His eyes and his voice dropped. “If it hadn’t been for you, I don’t know what I would have done. Certainly, I would not have healed so quickly—in mind or in body.”

  “What—did I do?” Javan asked.

  “You gave your very soul into my keeping, if only for an hour,” Tavis said softly. “I asked you to let me draw on your very life-force, praying that I would be able to prevent myself from drawing out too much, and you gave yourself completely into my hands—or, rather, my hand. I might have killed you that night, Javan. You must have sensed that. But you never hesitated. You gave me the energy of Healing and of life.”

  Javan’s eyes had grown round as Tavis spoke, and now he reached across and took the Healer’s hand.

  “Have you not done the same for me, countless times?” the boy asked quietly. “I was awed and honored to be able to do it for you. And yet—”

  “And yet?”

  “And yet, I did not think humans could do such things for Deryni, Tavis. How is it that I can?”
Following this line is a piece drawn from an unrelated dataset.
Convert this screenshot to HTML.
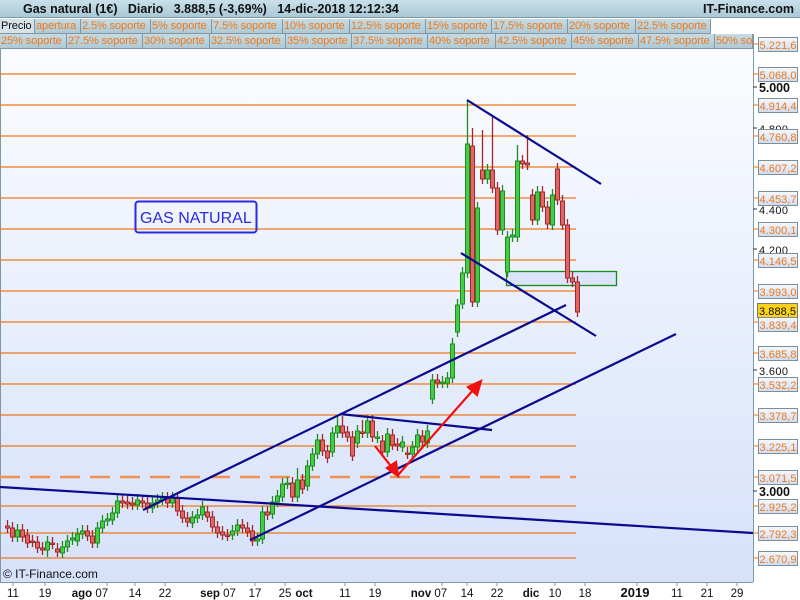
<!DOCTYPE html>
<html><head><meta charset="utf-8"><style>
*{margin:0;padding:0;box-sizing:border-box}
body{width:800px;height:600px;overflow:hidden;background:#fff;font-family:"Liberation Sans",Arial,sans-serif;position:relative}
#top{position:absolute;left:0;top:0;width:800px;height:18px;background:linear-gradient(#c9e0ea,#a9c9d6);border-bottom:1px solid #7d98a6}
#top .t{position:absolute;left:23px;top:2px;font-size:12.5px;font-weight:bold;color:#111;white-space:pre}
#top .r{position:absolute;right:6px;top:2px;font-size:12.5px;font-weight:bold;color:#111}
.row{position:absolute;left:0;height:15px;display:flex}
.row div{height:15px;border-right:1px solid #7f98a4;border-bottom:1px solid #7f98a4;background:linear-gradient(#c6dbe4,#aecad6);color:#f07818;font-size:11px;line-height:14px;padding-left:1px;white-space:nowrap;overflow:hidden;letter-spacing:-0.1px}
svg{position:absolute;left:0;top:0}
</style></head><body>
<svg width="800" height="600" viewBox="0 0 800 600" font-family="Liberation Sans, Arial, sans-serif">
<defs>
<linearGradient id="bg" x1="0" y1="0" x2="0" y2="1"><stop offset="0" stop-color="#fbfcff"/><stop offset="1" stop-color="#d6e1fa"/></linearGradient>
<linearGradient id="lb" x1="0" y1="0" x2="0" y2="1"><stop offset="0" stop-color="#f4f8ff"/><stop offset="1" stop-color="#cfdcf0"/></linearGradient>
</defs>
<rect x="0" y="48" width="753" height="534" fill="url(#bg)"/>
<rect x="753" y="18" width="47" height="582" fill="#fff"/>
<line x1="0.5" y1="48" x2="0.5" y2="582" stroke="#7d98a6"/>
<line x1="753.5" y1="34" x2="753.5" y2="582" stroke="#7d98a6"/>
<line x1="0" y1="582.5" x2="753" y2="582.5" stroke="#7d98a6"/>
<g stroke="#f07818" stroke-width="1.2">
<line x1="0" y1="74" x2="576" y2="74"/><line x1="0" y1="105" x2="576" y2="105"/><line x1="0" y1="136" x2="576" y2="136"/><line x1="0" y1="167" x2="576" y2="167"/><line x1="0" y1="198" x2="576" y2="198"/><line x1="0" y1="229" x2="576" y2="229"/><line x1="0" y1="260" x2="576" y2="260"/><line x1="0" y1="291" x2="576" y2="291"/><line x1="0" y1="322" x2="576" y2="322"/><line x1="0" y1="353" x2="576" y2="353"/><line x1="0" y1="384" x2="576" y2="384"/><line x1="0" y1="415" x2="576" y2="415"/><line x1="0" y1="446" x2="576" y2="446"/><line x1="0" y1="506" x2="576" y2="506"/><line x1="0" y1="533" x2="576" y2="533"/><line x1="0" y1="558" x2="576" y2="558"/>
</g>
<line x1="0" y1="477" x2="576" y2="477" stroke="#f09050" stroke-width="2.4" stroke-dasharray="20,10"/>
<rect x="135.5" y="201.5" width="121" height="31" rx="3" fill="none" stroke="#2a2ae0" stroke-width="2"/>
<text x="140" y="223" font-size="16" fill="#2a2ae0">GAS NATURAL</text>
<rect x="506.5" y="271.5" width="110" height="14" fill="#dbe4fb" stroke="#1a8a1a" stroke-width="1.3"/>
<g id="c"></g>
<g stroke="#0a0a90" stroke-width="2.2" fill="none">
<line x1="0" y1="487" x2="753" y2="533"/>
<line x1="250" y1="540" x2="676" y2="334"/>
<line x1="143" y1="510" x2="566" y2="305"/>
<line x1="340" y1="414" x2="492" y2="430"/>
<line x1="467" y1="100" x2="601" y2="184"/>
<line x1="461" y1="253" x2="596" y2="336"/>
</g>
<g stroke="#f01010" stroke-width="2.2" fill="#f01010">
<line x1="375" y1="446" x2="394" y2="470"/><polygon points="398,476 387,468 396,462"/>
<line x1="398" y1="475" x2="474" y2="389"/><polygon points="481,381 477,395 468,387"/>
</g>
<text x="3" y="578" font-size="12" fill="#111">© IT-Finance.com</text>
<g font-size="11.5" fill="#111" text-anchor="middle">
<text x="13" y="597">11</text><text x="45" y="597">19</text><text x="90" y="597"><tspan font-weight="bold">ago</tspan> 07</text><text x="135" y="597">14</text><text x="165" y="597">22</text><text x="218" y="597"><tspan font-weight="bold">sep</tspan> 07</text><text x="255" y="597">17</text><text x="285" y="597">25</text><text x="304" y="597" font-weight="bold">oct</text><text x="345" y="597">11</text><text x="375" y="597">19</text><text x="429" y="597"><tspan font-weight="bold">nov</tspan> 07</text><text x="467" y="597">14</text><text x="497" y="597">22</text><text x="531" y="597" font-weight="bold">dic</text><text x="555" y="597">10</text><text x="585" y="597">18</text><text x="635" y="597" font-weight="bold" font-size="13">2019</text><text x="677" y="597">11</text><text x="707" y="597">21</text><text x="737" y="597">29</text>
</g>
<g stroke="#7d98a6"><path d="M13 583v3M45 583v3M107 583v3M135 583v3M165 583v3M222 583v3M255 583v3M285 583v3M345 583v3M375 583v3M442 583v3M467 583v3M497 583v3M555 583v3M585 583v3M637 583v3M677 583v3M707 583v3M737 583v3"/></g>
<g font-size="11" fill="#111">
<text x="759" y="92" font-weight="bold" font-size="12.5" textLength="31">5.000</text>
<text x="759" y="133" textLength="29">4.800</text><text x="759" y="214" textLength="29">4.400</text><text x="759" y="254" textLength="29">4.200</text><text x="759" y="375" textLength="29">3.600</text>
<text x="759" y="496" font-weight="bold" font-size="12.5" textLength="31">3.000</text>
<path d="M753 87h4M753 128h4M753 209h4M753 249h4M753 370h4M753 491h4" stroke="#333"/>
</g>
<rect x="757.5" y="303.5" width="40" height="14" fill="#ffd21a" stroke="#777"/>
<text x="759" y="315" font-size="11" fill="#111" textLength="37">3.888,5</text>
<rect x="4" y="9" width="5" height="7" fill="#e05050" stroke="#903030"/><line x1="6.5" y1="6" x2="6.5" y2="18" stroke="#903030"/>
<rect x="12" y="5" width="5" height="9" fill="#40d040" stroke="#208020"/><line x1="14.5" y1="2" x2="14.5" y2="17" stroke="#208020"/>
</svg>
<div id="top"><span class="t">Gas natural (1€)   Diario   3.888,5 (-3,69%)   14-dic-2018 12:12:34</span><span class="r">IT-Finance.com</span></div>
<div class="row" style="top:19px"><div style="width:35px;color:#111;background:#d6e2e8">Precio</div><div style="width:46px">apertura</div><div style="width:70px">2.5% soporte</div><div style="width:61px">5% soporte</div><div style="width:71px">7.5% soporte</div><div style="width:67px">10% soporte</div><div style="width:76px">12.5% soporte</div><div style="width:66px">15% soporte</div><div style="width:76px">17.5% soporte</div><div style="width:68px">20% soporte</div><div style="width:75px">22.5% soporte</div></div>
<div class="row" style="top:34px"><div style="width:67px">25% soporte</div><div style="width:76px">27.5% soporte</div><div style="width:67px">30% soporte</div><div style="width:76px">32.5% soporte</div><div style="width:66px">35% soporte</div><div style="width:76px">37.5% soporte</div><div style="width:68px">40% soporte</div><div style="width:76px">42.5% soporte</div><div style="width:67px">45% soporte</div><div style="width:76px">47.5% soporte</div><div style="width:38px">50% soporte</div></div>
<svg width="800" height="600" style="pointer-events:none">
<g font-size="11" font-family="Liberation Sans, Arial, sans-serif">
<g fill="url(#lb)" stroke="#7d8e98">
<rect x="758.5" y="37.5" width="39" height="14"/><rect x="758.5" y="67.5" width="39" height="14"/><rect x="758.5" y="98.5" width="39" height="14"/><rect x="758.5" y="129.5" width="39" height="14"/><rect x="758.5" y="160.5" width="39" height="14"/><rect x="758.5" y="191.5" width="39" height="14"/><rect x="758.5" y="222.5" width="39" height="14"/><rect x="758.5" y="253.5" width="39" height="14"/><rect x="758.5" y="284.5" width="39" height="14"/><rect x="758.5" y="317.5" width="39" height="14"/><rect x="758.5" y="346.5" width="39" height="14"/><rect x="758.5" y="377.5" width="39" height="14"/><rect x="758.5" y="408.5" width="39" height="14"/><rect x="758.5" y="439.5" width="39" height="14"/><rect x="758.5" y="470.5" width="39" height="14"/><rect x="758.5" y="499.5" width="39" height="14"/><rect x="758.5" y="526.5" width="39" height="14"/><rect x="758.5" y="551.5" width="39" height="14"/>
</g>
<g fill="#f07818">
<text x="759.5" y="49" textLength="37">5.221,6</text><text x="759.5" y="79" textLength="37">5.068,0</text><text x="759.5" y="110" textLength="37">4.914,4</text><text x="759.5" y="141" textLength="37">4.760,8</text><text x="759.5" y="172" textLength="37">4.607,2</text><text x="759.5" y="203" textLength="37">4.453,7</text><text x="759.5" y="234" textLength="37">4.300,1</text><text x="759.5" y="265" textLength="37">4.146,5</text><text x="759.5" y="296" textLength="37">3.993,0</text><text x="759.5" y="329" textLength="37">3.839,4</text><text x="759.5" y="358" textLength="37">3.685,8</text><text x="759.5" y="389" textLength="37">3.532,2</text><text x="759.5" y="420" textLength="37">3.378,7</text><text x="759.5" y="451" textLength="37">3.225,1</text><text x="759.5" y="482" textLength="37">3.071,5</text><text x="759.5" y="511" textLength="37">2.925,2</text><text x="759.5" y="538" textLength="37">2.792,3</text><text x="759.5" y="563" textLength="37">2.670,9</text>
</g>
<path d="M753 44h5M753 74h5M753 105h5M753 136h5M753 167h5M753 198h5M753 229h5M753 260h5M753 291h5M753 322h5M753 353h5M753 384h5M753 415h5M753 446h5M753 477h5M753 506h5M753 533h5M753 558h5" stroke="#f07818"/>
</g>
</svg>
<script>
var d=[[5,'r',526,528],[10,'r',528,537],[15,'g',530,537],[20,'r',530,537],[25,'r',535,543],[30,'r',541,542],[35,'r',542,548],[40,'r',548,550],[45,'g',542,550,557],[50,'r',543,544],[55,'r',549,552],[60,'g',547,553],[65,'g',541,547],[70,'g',538,540],[75,'g',534,541],[80,'g',531,534],[85,'r',531,536],[90,'r',536,543],[95,'g',528,543],[100,'g',521,528],[105,'g',519,521],[110,'g',513,520],[115,'g',501,513],[120,'r',501,503],[125,'r',502,504],[130,'r',503,505],[135,'g',500,505],[140,'r',501,503],[145,'r',503,508],[150,'g',503,508],[155,'g',500,503],[160,'g',498,500],[165,'r',498,503],[170,'g',498,503],[175,'r',498,511],[180,'r',511,518],[185,'r',518,522],[190,'g',517,523],[195,'g',515,518],[200,'g',507,515],[205,'r',512,517],[210,'r',517,527],[215,'r',527,533],[220,'r',532,535],[225,'r',535,536],[230,'g',531,535],[235,'g',525,531],[240,'r',525,528],[245,'r',528,532],[250,'r',531,541],[255,'g',539,541],[260,'g',512,539],[265,'r',512,515],[270,'g',502,514],[275,'g',496,502],[280,'g',484,497],[285,'g',483,484],[290,'r',483,497],[295,'g',480,497,468],[300,'r',480,489],[305,'g',466,486],[310,'g',454,466],[315,'g',440,454],[320,'r',440,451],[325,'r',451,458],[330,'g',433,452],[335,'g',426,433,416],[340,'r',426,433,416],[345,'r',432,437],[350,'r',437,456],[355,'g',431,443],[360,'r',432,433,420],[365,'g',421,433],[370,'r',421,437],[375,'g',437,438],[380,'r',441,452],[385,'g',434,452],[390,'r',435,445],[395,'r',444,446],[400,'g',442,447],[405,'r',453,454],[410,'g',447,454],[415,'g',435,447],[420,'r',436,442],[425,'g',431,443],[430,'g',380,399],[435,'r',380,383],[440,'g',382,383],[445,'g',378,383],[450,'g',344,378],[455,'g',305,332],[460,'g',273,304],[465,'g',144,273,100],[470,'r',146,302,128],[475,'g',208,302],[480,'r',170,179,130],[485,'g',170,179],[490,'r',170,188,117],[495,'r',188,230],[500,'g',191,230],[505,'g',237,272],[510,'g',235,237],[515,'g',161,237,145],[520,'r',161,164],[525,'r',163,165,135],[530,'r',195,220],[535,'g',192,220],[540,'r',192,207],[545,'r',207,224],[550,'g',195,225],[555,'r',169,200],[560,'r',201,225],[565,'r',225,278],[570,'r',278,282],[575,'r',282,312]];
var s='';d.forEach(function(c){var x=c[0]+2,col=c[1]=='g'?['#44cc44','#1f8a1f']:['#e26464','#a02828'];var t=Math.min(c[2],c[3]),b=Math.max(c[2],c[3]);var hi=t-6,lo=b+5;if(c[4]){if(c[4]<t)hi=c[4];else lo=c[4];}
s+='<line x1="'+(x+0.5)+'" y1="'+hi+'" x2="'+(x+0.5)+'" y2="'+lo+'" stroke="'+col[1]+'" stroke-width="1.3"/>';s+='<rect x="'+(x-1.5)+'" y="'+t+'" width="4" height="'+Math.max(b-t,1.5)+'" fill="'+col[0]+'" stroke="'+col[1]+'" stroke-width="1"/>';});
document.getElementById('c').innerHTML=s;
</script>
</body></html>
  “I don’t know,” Tavis whispered. “I really don’t know. And yet, I think this thing is not something which has always been. As close a time ago as just before your father’s death, I would swear there was only the ordinary rapport of patient and Healer between us.”

  “Then, what happened to change things?” Javan asked. “What happened the night my father died? Rhys himself claimed to have done something to you. And we know that he gave me and my brothers a so-called physick that night. Perhaps he did something else to me, as well as to you. Do you think we can find out?”

  “I don’t know,” Tavis replied thoughtfully. “God knows, I’ve searched my memories as best I can alone, but perhaps—” He glanced at Javan tentatively and gave his hand a squeeze.